A key clinical consideration is how and when biologics and biosimilars can be safely used. A clinician may choose to transition or switch the biologic medicine a patient is currently treated with for another biologic—either a different brand or a biosimilar—that is approved and available to treat the same condition. This is a decision made by a health care provider in consultation with the patient.1
Substitution (sometimes referred to as automatic or pharmacy substitution) is a practice where a pharmacist may dispense an alternative medicine for a prescribed medicine without the prior approval of the prescribing physician. In the US, this is appropriate for biosimilars that are designated by the FDA as “interchangeable” and where permitted under state law.
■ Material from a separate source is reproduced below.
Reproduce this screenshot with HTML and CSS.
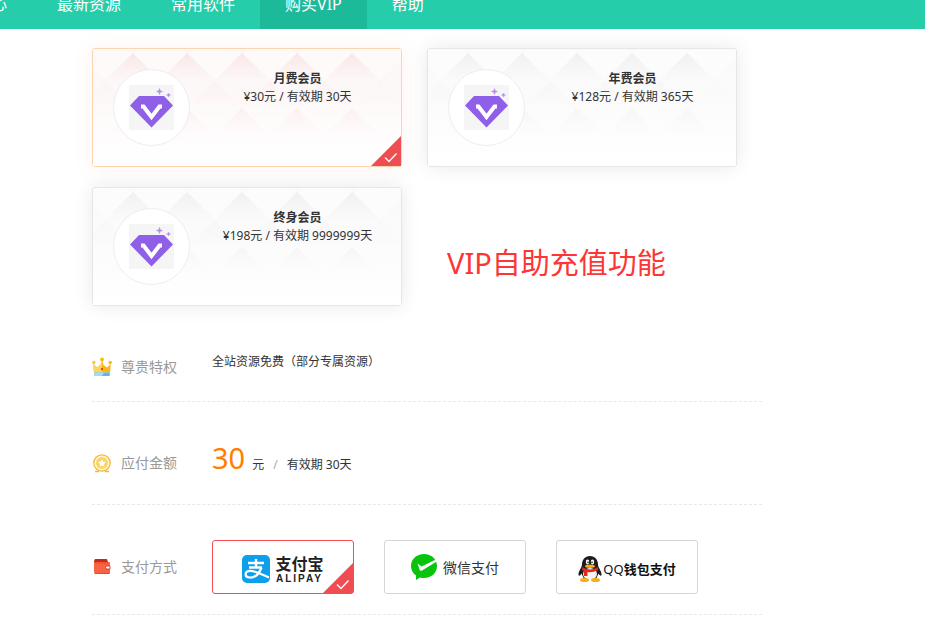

In Europe, automatic substitution of biosimilars by pharmacists is not routinely practiced, and most have introduced laws or guidelines against it.2
One of the most important considerations for biosimilars is that they have distinguishable names so that health care professionals and patients clearly understand which medicine is being administered. It is also important that the prescribing physician is given clear labels describing their safety and the data behind the approval decision so that an informed choice can be made regarding the appropriate medicine for the patient.1,3
References: 1. European Commission. What You Need to Know About Biosimilar Medicinal Products: A Consensus Information Paper. www.ec.europa.eu/enterprise/sectors/healthcare/files/docs/biosimilars_report_en.pdf. Accessed December 21, 2018. 2. Generics and Biosimilars Initiative. Biosimilar Substitution in Europe. www.gabionline.net/Reports/Biosimilar-substitution-in-Europe. Accessed February 25, 2019. 3. Regulatory Explainer: Everything You Need to Know About Biosimilars. www.raps.org/Regulatory-Focus/News/2016/08/10/25569/Regulatory-Explainer-Everything-You-Need-to-Know-About-Biosimilars/. Accessed December 21, 2018.